The human sleep-cycle has been divided into discrete sleep stages that can be recognized in electroencephalographic (EEG) and other bio-signals by trained specialists or machine learning systems. It is however unclear whether these human-defined stages can be re-discovered with unsupervised methods of data analysis, using only a minimal amount of generic pre-processing. Based on EEG data, recorded overnight from sleeping human subjects, we investigate the degree of clustering of the sleep stages using the General Discrimination Value as a quantitative measure of class separability. Virtually no clustering is found in the raw data, even after transforming the EEG signals of each thirty-second epoch from the time domain into the more informative frequency domain.

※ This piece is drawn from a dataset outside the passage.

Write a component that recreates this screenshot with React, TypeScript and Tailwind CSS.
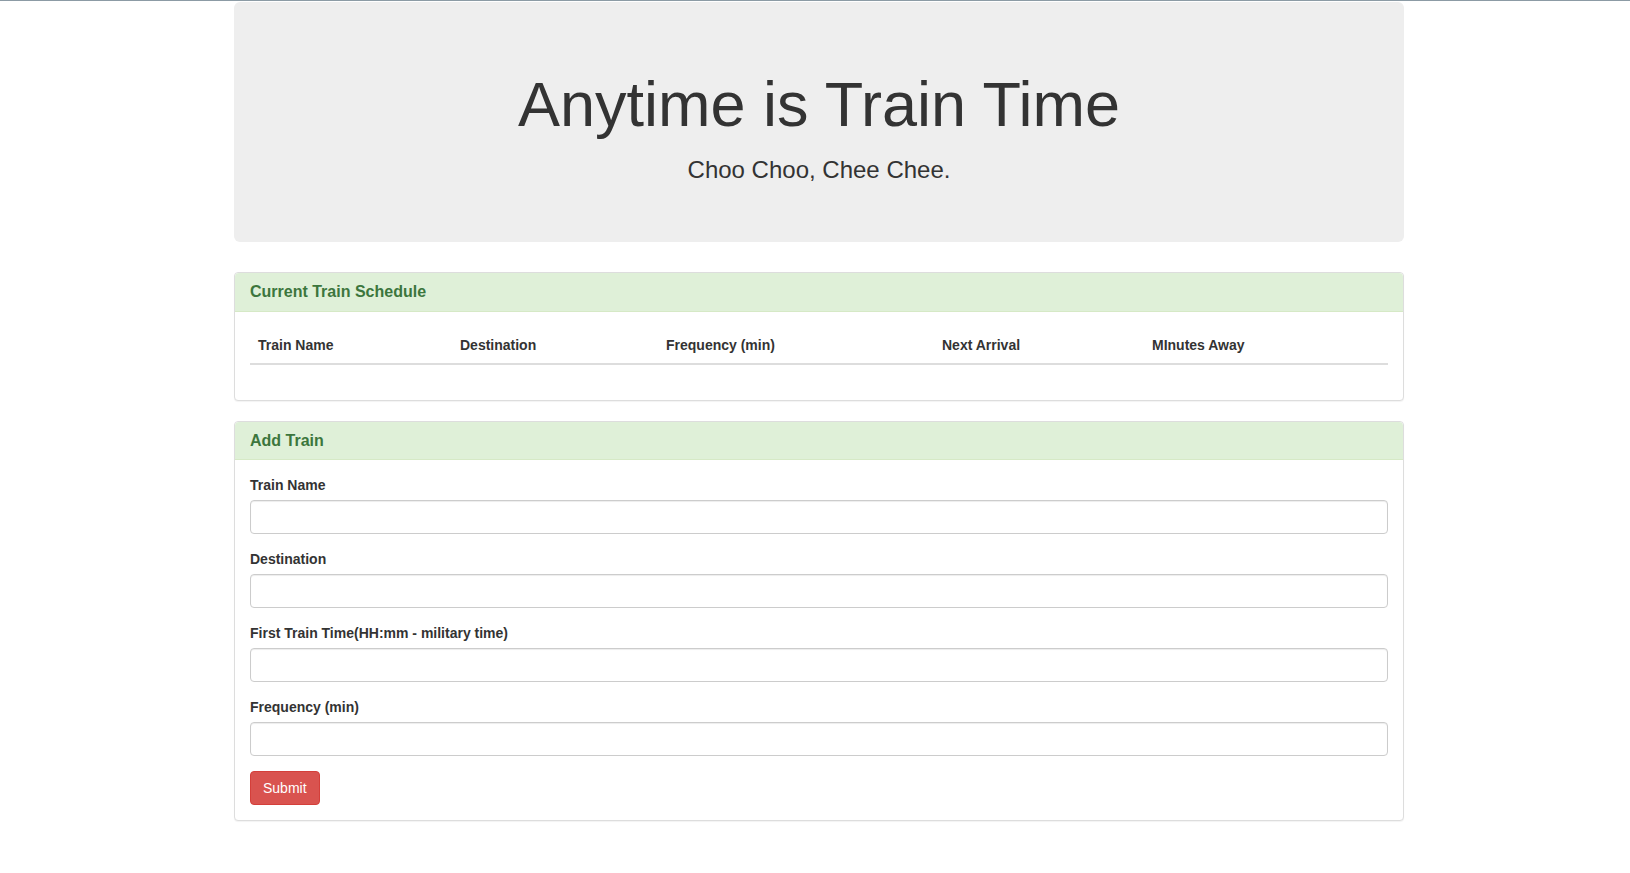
import React from "react"

const columns = [
  { label: "Train Name", width: "w-[202px]" },
  { label: "Destination", width: "w-[206px]" },
  { label: "Frequency (min)", width: "w-[276px]" },
  { label: "Next Arrival", width: "w-[210px]" },
  { label: "MInutes Away", width: "w-[244px]" },
]

const fields = [
  { id: "train-name", label: "Train Name" },
  { id: "destination", label: "Destination" },
  { id: "first-train", label: "First Train Time(HH:mm - military time)" },
  { id: "frequency", label: "Frequency (min)" },
]

function Panel({ title, children }: { title: string; children: React.ReactNode }) {
  return (
    <div className="mb-5 rounded border border-[#ddd] bg-white shadow-[0_1px_1px_rgba(0,0,0,0.05)]">
      <div className="rounded-t border-b border-[#d6e9c6] bg-[#dff0d8] px-[15px] py-[10px]">
        <h3 className="text-[16px] font-bold leading-[1.1] text-[#3c763d]">{title}</h3>
      </div>
      <div className="p-[15px]">{children}</div>
    </div>
  )
}

export default function App() {
  return (
    <div className="min-h-screen border-t border-[#8c9ba5] bg-white font-['Liberation_Sans',Arial,sans-serif] text-[14px] leading-[20px] text-[#333]">
      <div className="ml-[234px] w-[1170px] pt-px">
        {/* header */}
        <div className="mb-[30px] rounded-[6px] bg-[#eee] px-[60px] pt-[48px] pb-[48px] text-center">
          <h1 className="mt-5 mb-[14px] text-[63px] font-medium leading-[1.1]">Anytime is Train Time</h1>
          <p className="mb-[7px] text-[24px] leading-[34px]">Choo Choo, Chee Chee.</p>
        </div>

        <Panel title="Current Train Schedule">
          <table className="mb-5 w-full border-collapse">
            <thead>
              <tr>
                {columns.map((col) => (
                  <th
                    key={col.label}
                    className={`${col.width} border-b-2 border-[#ddd] p-2 text-left align-bottom font-bold leading-[20px]`}
                  >
                    {col.label}
                  </th>
                ))}
              </tr>
            </thead>
            <tbody></tbody>
          </table>
        </Panel>

        <Panel title="Add Train">
          <form onSubmit={(e) => e.preventDefault()}>
            {fields.map((f) => (
              <div key={f.id} className="mb-[15px]">
                <label htmlFor={f.id} className="mb-[5px] inline-block font-bold">
                  {f.label}
                </label>
                <input
                  id={f.id}
                  type="text"
                  className="block h-[34px] w-full rounded border border-[#ccc] bg-white px-3 py-1.5 shadow-[inset_0_1px_1px_rgba(0,0,0,0.075)] outline-none"
                />
              </div>
            ))}
            <button
              type="submit"
              className="rounded border border-[#d43f3a] bg-[#d9534f] px-3 py-1.5 text-[14px] leading-[20px] text-white"
            >
              Submit
            </button>
          </form>
        </Panel>
      </div>
    </div>
  )
}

However, a Principal Component Analysis (PCA) of these epoch-wise frequency spectra reveals that the sleep stages separate significantly better in the low-dimensional sub-space of certain PCA components. In particular the component $C_1(t)$ can serve as a robust, continuous 'master variable' that encodes the depth of sleep and therefore correlates strongly with the 'hypnogram', a common plot of the discrete sleep stages over time. Moreover, $C_1(t)$ shows persistent trends during extended time periods where the sleep stage is constant, suggesting that sleep may be better understood as a continuum. These intriguing properties of $C_1(t)$ are not only relevant for understanding brain dynamics during sleep, but might also be exploited in low-cost single-channel sleep tracking devices for private and clinical use.